::: DATA SHOWN
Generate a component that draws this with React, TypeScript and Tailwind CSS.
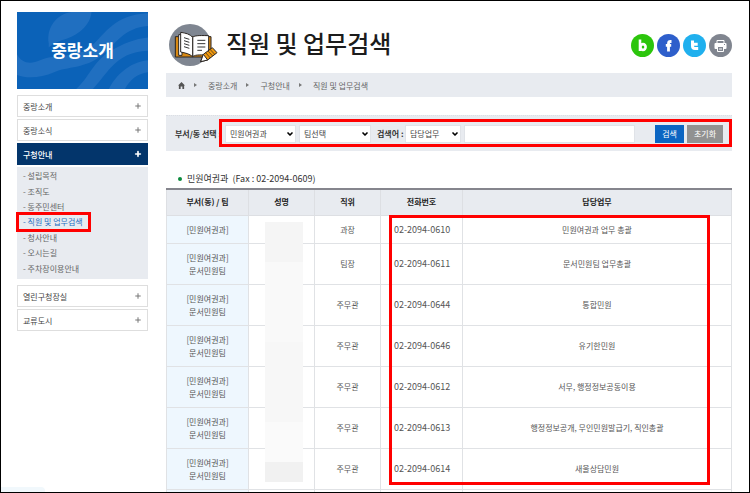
import React from "react";
import { ChevronDown, Plus } from "lucide-react";

const subMenu = ["설립목적", "조직도", "동주민센터", "직원 및 업무검색", "청사안내", "오시는길", "주차장이용안내"];

const breadcrumbs = ["중랑소개", "구청안내", "직원 및 업무검색"];

const rows = [
  { team: "", position: "과장", phone: "02-2094-0610", duty: "민원여권과 업무 총괄" },
  { team: "문서민원팀", position: "팀장", phone: "02-2094-0611", duty: "문서민원팀 업무총괄" },
  { team: "문서민원팀", position: "주무관", phone: "02-2094-0644", duty: "통합민원" },
  { team: "문서민원팀", position: "주무관", phone: "02-2094-0646", duty: "유기한민원" },
  { team: "문서민원팀", position: "주무관", phone: "02-2094-0612", duty: "서무, 행정정보공동이용" },
  { team: "문서민원팀", position: "주무관", phone: "02-2094-0613", duty: "행정정보공개, 무인민원발급기, 직인총괄" },
  { team: "문서민원팀", position: "주무관", phone: "02-2094-0614", duty: "새울상담민원" },
];

function MenuItem({ label, active = false }: { label: string; active?: boolean }) {
  return (
    <a
      href="#"
      className={
        active
          ? "flex h-[22px] items-center justify-between bg-[#03356b] px-1.5 font-medium text-white"
          : "flex h-[22px] items-center justify-between border border-[#dedede] bg-white px-[5px] text-[#444]"
      }
    >
      {label}
      <Plus className={active ? "size-2 text-white" : "size-2 text-[#777]"} strokeWidth={active ? 5 : 3} />
    </a>
  );
}

function Sidebar() {
  return (
    <nav className="w-[131px] shrink-0 pt-[11px]">
      <div className="relative flex h-[77px] items-center justify-center overflow-hidden bg-[#0b62b8]">
        <svg viewBox="9 6 392 230" className="absolute inset-0 size-full" preserveAspectRatio="none" aria-hidden="true">
          <g fill="#206fc0">
            <path d="M104 100C96 52 128 12 172 6H232C228 48 190 76 150 88C130 94 112 104 104 112Z" />
            <path d="M9 132C22 158 48 164 78 150C120 130 190 146 232 108C272 72 300 14 401 10V48C330 52 302 104 262 136C212 176 160 168 120 186C82 202 40 206 9 194Z" />
            <path d="M186 236C222 206 238 152 290 122C326 100 362 86 401 82V122C350 124 318 142 290 172C270 194 252 220 236 236Z" />
            <path d="M284 236C304 196 344 156 401 150V186C368 190 346 210 332 236Z" />
          </g>
        </svg>
        <h2 className="relative pb-0.5 text-[17px] font-bold text-white">중랑소개</h2>
      </div>
      <div className="mt-1.5 flex flex-col gap-0.5">
        <MenuItem label="중랑소개" />
        <MenuItem label="중랑소식" />
        <MenuItem label="구청안내" active />
        <ul className="grid h-[112px] grid-rows-7 bg-[#e8ebf0] pt-px pb-[3px] text-[#666]">
          {subMenu.map((item) => (
            <li key={item} className="relative flex items-center pl-1.5">
              {item === "직원 및 업무검색" ? (
                <>
                  <a href="#" className="text-[#1f6fc2]">- {item}</a>
                  <span className="absolute -top-0.5 -left-px h-5 w-[75px] border-3 border-[#f00]" />
                </>
              ) : (
                <a href="#">- {item}</a>
              )}
            </li>
          ))}
        </ul>
      </div>
      <div className="mt-1.5 flex flex-col gap-0.5">
        <MenuItem label="열린구청장실" />
        <MenuItem label="교류도시" />
      </div>
    </nav>
  );
}

function BookIcon() {
  return (
    <svg viewBox="27 72 147 126" className="h-[42px] w-[49px]" aria-hidden="true">
      <circle cx="90" cy="135" r="63" fill="#7f8691" />
      <g stroke="#2a2522" strokeWidth="3" strokeLinejoin="round">
        <path d="M46 110h107v61H46z" fill="#d98a14" />
        <path d="M56 104h10v62H56z" fill="#fff" />
        <path d="M98 112c6-5 14-6 48-5v58c-34-1-42 0-48 5z" fill="#fff" />
        <path d="M62 97c14 2 28 5 36 15v58c-10-9-22-11-36-14z" fill="#fff" />
      </g>
      <path d="M72 113l16 5M72 122l16 5M72 131l16 5M72 140l16 5M112 121h24M112 131h24M112 141h24M112 151h14" stroke="#333" strokeWidth="3" fill="none" />
      <g stroke="#2a2522" strokeWidth="3" strokeLinejoin="round">
        <path d="M122 185l8-22 27-20 14 15-28 22z" fill="#f0990f" />
        <path d="M122 185l8-22 13 17z" fill="#fff" />
        <path d="M137 158l14 16M144 153l14 15M150 148l14 15" fill="none" strokeWidth="2" />
      </g>
    </svg>
  );
}

function SocialLinks() {
  return (
    <div className="flex gap-[3px]">
      <a href="#" aria-label="블로그" className="size-[23px] rounded-full bg-[#2cc50c]">
        <svg viewBox="0 0 23 23" fill="none" stroke="#fff" strokeWidth="2.6"><path d="M9 5.500v11.500" /><ellipse cx="12" cy="13" rx="2.600" ry="2.900" /></svg>
      </a>
      <a href="#" aria-label="페이스북" className="size-[23px] rounded-full bg-[#2e5fcb]">
        <svg viewBox="0 0 23 23" fill="none" stroke="#fff" strokeWidth="2.800"><path d="M14.500 7.500h-1c-1.400 0-2 .6-2 2V17.500M8.800 11.300h5.400" /></svg>
      </a>
      <a href="#" aria-label="트위터" className="size-[23px] rounded-full bg-[#20b0ee]">
        <svg viewBox="0 0 23 23" fill="none" stroke="#fff" strokeWidth="3"><path d="M9.500 6.500v5.500c0 2 .8 2.500 2.500 2.500h3.200M9.500 10.200h5.200" /></svg>
      </a>
      <button type="button" aria-label="인쇄" className="size-[23px] rounded-full bg-[#80858f]">
        <svg viewBox="0 0 23 23">
          <path d="M8 6.500h7v3H8z" fill="#80858f" stroke="#fff" />
          <rect x="5.500" y="9" width="12" height="6" rx="1" fill="#fff" />
          <path d="M8.500 12.500h6v5h-6z" fill="#80858f" stroke="#fff" />
          <path d="M10 15h3" stroke="#fff" />
          <path d="M15 10.500h1" stroke="#80858f" />
        </svg>
      </button>
    </div>
  );
}

function Select({ label, value, width }: { label: string; value: string; width: string }) {
  return (
    <div className={`relative h-[18px] shrink-0 ${width}`}>
      <select aria-label={label} className="size-full appearance-none border border-[#e0e3e8] bg-white pl-1 text-[8px] text-[#444]">
        <option>{value}</option>
      </select>
      <ChevronDown className="pointer-events-none absolute top-[5px] right-0.5 size-2 text-black" strokeWidth={5} />
    </div>
  );
}

function SearchForm() {
  return (
    <form className="relative mt-[18px] flex h-9 items-center border-t border-dotted border-[#dcdfe4] bg-[#e8ebf0] px-[9px]">
      <span className="w-[50px] shrink-0 font-bold whitespace-nowrap text-[#333]">부서/동 선택 :</span>
      <div className="flex gap-[3px]">
        <Select label="부서/동" value="민원여권과" width="w-[71px]" />
        <Select label="팀" value="팀선택" width="w-[72px]" />
      </div>
      <label htmlFor="keyword" className="ml-1.5 w-7 shrink-0 font-bold whitespace-nowrap text-[#333]">검색어 :</label>
      <Select label="검색 구분" value="담당업무" width="w-[56px]" />
      <input id="keyword" type="text" className="ml-[3px] h-[18px] min-w-0 flex-1 border border-[#e0e3e8] bg-white px-1" />
      <button type="submit" className="ml-5 h-[18px] w-[29px] shrink-0 bg-[#0b65c2] text-white">검색</button>
      <button type="reset" className="ml-[3px] h-[18px] w-9 shrink-0 bg-[#919191] text-white">초기화</button>
      <span className="pointer-events-none absolute top-[3px] right-0 left-[53px] h-7 border-3 border-[#f00]" />
    </form>
  );
}

function StaffTable() {
  return (
    <div className="relative mt-[3px]">
      <table className="w-full table-fixed border-collapse border-t-2 border-[#85858d] text-center text-[#555]">
        <colgroup>
          <col className="w-[82px]" />
          <col className="w-[66px]" />
          <col className="w-[66px]" />
          <col className="w-[82px]" />
          <col />
        </colgroup>
        <thead>
          <tr className="h-[26px] bg-[#e8ebf0] text-[#222]">
            {["부서(동) / 팀", "성명", "직위", "전화번호", "담당업무"].map((heading) => (
              <th key={heading} className="border-x border-b border-[#dddfe3] pb-0.5 font-bold">{heading}</th>
            ))}
          </tr>
        </thead>
        <tbody>
          {rows.map((row) => (
            <tr key={row.phone} className={row.team ? "h-[41px]" : "h-7"}>
              <td className="border border-[#e0e2e5] bg-[#eef7fe]">
                [민원여권과]
                {row.team && <div>{row.team}</div>}
              </td>
              <td className="border border-[#e0e2e5]" />
              <td className="border border-[#e0e2e5]">{row.position}</td>
              <td className="border border-[#e0e2e5] pl-[13px] text-left text-[9px]">{row.phone}</td>
              <td className="border border-[#e0e2e5]">{row.duty}</td>
            </tr>
          ))}
          <tr className="h-[41px]">
            <td className="border border-[#e0e2e5] bg-[#eef7fe]" />
            <td className="border border-[#e0e2e5]" />
            <td className="border border-[#e0e2e5]" />
            <td className="border border-[#e0e2e5]" />
            <td className="border border-[#e0e2e5]" />
          </tr>
        </tbody>
      </table>
      <div className="absolute top-[34px] left-[99px] w-[38px]">
        <div className="h-10 bg-[#f5f5f5]" />
        <div className="h-20 bg-[#f9f9f9]" />
        <div className="h-20 bg-[#f7f7f7]" />
        <div className="h-10 bg-[#fafafa]" />
        <div className="h-5 bg-[#f1f1f1]" />
      </div>
      <div className="pointer-events-none absolute top-[27px] right-[22px] left-[223px] h-[270px] border-3 border-[#f00]" />
    </div>
  );
}

export default function App() {
  return (
    <div className="relative flex h-screen gap-[18px] overflow-hidden border border-black bg-white pr-[17px] pl-4 font-['Noto_Sans_CJK_KR',sans-serif] text-[8px] leading-[13px]">
      <Sidebar />
      <main className="min-w-0 flex-1">
        <header className="flex h-[72px] items-center pt-4 pl-[3px]">
          <BookIcon />
          <h1 className="ml-2 flex-1 pb-1 text-[24px] leading-8 font-medium text-[#1c1c1c]">직원 및 업무검색</h1>
          <SocialLinks />
        </header>
        <div className="flex h-6 items-center bg-[#e8ebf0] pl-3 text-[#666]">
          <a href="#" aria-label="홈">
            <svg viewBox="0 0 8 8" className="size-[7px]" fill="#555"><path d="M4 0l4 4H7v4H5V5H3v3H1V4H0z" /></svg>
          </a>
          {breadcrumbs.map((crumb) => (
            <React.Fragment key={crumb}>
              <svg viewBox="0 0 3 4" className="mr-[11px] ml-[9px] h-1 w-[3px]" fill="#777" aria-hidden="true"><path d="M0 0l3 2-3 2z" /></svg>
              <a href="#">{crumb}</a>
            </React.Fragment>
          ))}
        </div>
        <SearchForm />
        <h3 className="mt-[21px] flex items-center pl-3 text-[9px] text-[#333]">
          <span className="mr-[5px] size-1 rounded-full bg-[#0a8a3c]" />
          <span className="whitespace-pre">민원여권과  (Fax : 02-2094-0609)</span>
        </h3>
        <StaffTable />
      </main>
      <div className="absolute bottom-0 left-0 h-[5px] w-11 rounded-tr-sm bg-[#f1f8fc]" />
    </div>
  );
}
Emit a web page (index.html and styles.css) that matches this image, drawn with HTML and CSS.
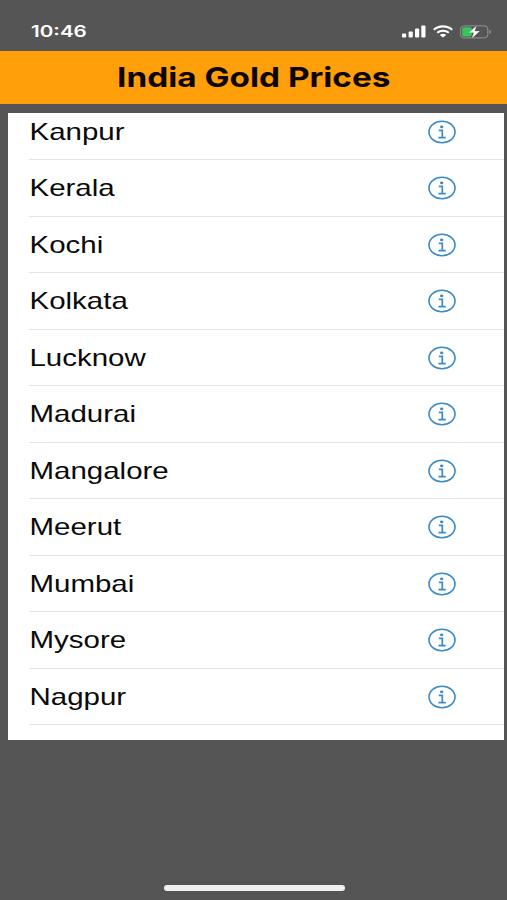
FILE: index.html
```
<!DOCTYPE html>
<html lang="en">
<head>
  <meta charset="UTF-8">
  <title>India Gold Prices</title>
  <link rel="stylesheet" href="styles.css">
</head>
<body>
  <svg class="sprite" width="0" height="0">
    <symbol id="info" viewBox="0 0 28 24">
      <ellipse cx="14" cy="12" rx="13" ry="10.7" fill="none" stroke="currentColor" stroke-width="1.6"/>
      <ellipse cx="13.7" cy="6.9" rx="1.7" ry="1.4" fill="currentColor"/>
      <path d="M10.8 10.4h3.5v7.2M10.4 17.6h7.4" fill="none" stroke="currentColor" stroke-width="1.7"/>
    </symbol>
  </svg>

  <div class="status-bar">
    <span class="time">10:46</span>
    <div class="status-icons">
      <svg class="signal" width="24" height="13" viewBox="0 0 24 13" fill="#fff">
        <rect x="0" y="8.5" width="4.2" height="4" rx="1"/>
        <rect x="6.6" y="6.5" width="4.2" height="6" rx="1"/>
        <rect x="13" y="3.5" width="4.2" height="9" rx="1"/>
        <rect x="19.3" y="0.5" width="4.2" height="12" rx="1"/>
      </svg>
      <svg class="wifi" width="20" height="13" viewBox="0 0 20 13" fill="none" stroke="#fff" stroke-width="2.1">
        <path d="M0.8 4.8C6 0.2 14 0.2 19.2 4.8"/>
        <path d="M4.2 7.8C7.5 5 12.5 5 15.8 7.8"/>
        <path d="M6.8 9.9C8.6 8.4 11.4 8.4 13.2 9.9L10 12.6z" fill="#fff" stroke="none"/>
      </svg>
      <svg class="battery" width="32" height="14" viewBox="0 0 32 14">
        <rect x="0.6" y="0.9" width="27.2" height="12" rx="3.2" fill="none" stroke="#949494" stroke-width="1"/>
        <path d="M29.3 4.8c2.4 .8 2.4 3.4 0 4.2z" fill="#949494"/>
        <rect x="2.2" y="2.3" width="9.6" height="9.2" rx="1.8" fill="#35c759"/>
        <path d="M16.8 0.5L8.5 7.7h5L11.8 13.5L20 6h-5.2z" fill="#fff" stroke="#555" stroke-width="0.3"/>
      </svg>
    </div>
  </div>

  <header class="header">
    <h1>India Gold Prices</h1>
  </header>

  <div class="list">
    <ul class="cities">
      <li class="city"><span class="name">Kanpur</span><svg class="info"><use href="#info"/></svg></li>
      <li class="city"><span class="name">Kerala</span><svg class="info"><use href="#info"/></svg></li>
      <li class="city"><span class="name">Kochi</span><svg class="info"><use href="#info"/></svg></li>
      <li class="city"><span class="name">Kolkata</span><svg class="info"><use href="#info"/></svg></li>
      <li class="city"><span class="name">Lucknow</span><svg class="info"><use href="#info"/></svg></li>
      <li class="city"><span class="name">Madurai</span><svg class="info"><use href="#info"/></svg></li>
      <li class="city"><span class="name">Mangalore</span><svg class="info"><use href="#info"/></svg></li>
      <li class="city"><span class="name">Meerut</span><svg class="info"><use href="#info"/></svg></li>
      <li class="city"><span class="name">Mumbai</span><svg class="info"><use href="#info"/></svg></li>
      <li class="city"><span class="name">Mysore</span><svg class="info"><use href="#info"/></svg></li>
      <li class="city"><span class="name">Nagpur</span><svg class="info"><use href="#info"/></svg></li>
    </ul>
  </div>

  <div class="home-indicator"></div>
</body>
</html>
```
FILE: styles.css
```
* {
  box-sizing: border-box;
}

body {
  margin: 0;
  height: 900px;
  display: flex;
  flex-direction: column;
  overflow: hidden;
  background-color: #555;
  font-family: "Liberation Sans", Arial, sans-serif;
}

.sprite {
  display: none;
}

.status-bar {
  height: 51px;
  padding: 12px 15px 0 31px;
  display: flex;
  justify-content: space-between;
  align-items: center;
  color: #fff;
}

.time {
  font-family: Inter, sans-serif;
  font-size: 15.5px;
  font-weight: 600;
  transform: scaleX(1.33);
  transform-origin: left;
}

.status-icons {
  display: flex;
  align-items: center;
}

.wifi {
  margin: 0 7px 0 7px;
}

.header {
  height: 53px;
  padding-bottom: 2px;
  display: flex;
  justify-content: center;
  align-items: center;
  background-color: #ff9f0a;
}

.header h1 {
  margin: 0;
  font-family: Inter, sans-serif;
  font-size: 27.5px;
  font-weight: 700;
  color: #0d0500;
  white-space: nowrap;
  transform: scaleX(1.212);
}

.list {
  height: 627px;
  margin: 9px 3px 0 8px;
  overflow: hidden;
  background-color: #fff;
}

/* scrolled a little, so the first row is cut at the top */
.cities {
  list-style: none;
  margin: -9.4px 0 0;
  padding: 0 0 0 21px;
}

.city {
  height: 56.5px;
  padding: 1px 48.5px 0 0;
  display: flex;
  justify-content: space-between;
  align-items: center;
  border-bottom: 1px solid #e4e4e4;
}

.name {
  padding-left: 0.4px;
  font-size: 24px;
  color: #0a0a0a;
  transform: scaleX(1.228);
  transform-origin: left;
}

.info {
  width: 28px;
  height: 24px;
  color: #3b8bc9;
}

.home-indicator {
  width: 181px;
  height: 6px;
  margin: auto auto 9px 164px;
  border-radius: 3px;
  background-color: #f0f0f0;
}
```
::::::
Show every line that contains the word "with".

Generate a component that draws this with React, TypeScript and Tailwind CSS.
Emit a web page (index.html and styles.css) that matches this image, drawn with HTML and CSS.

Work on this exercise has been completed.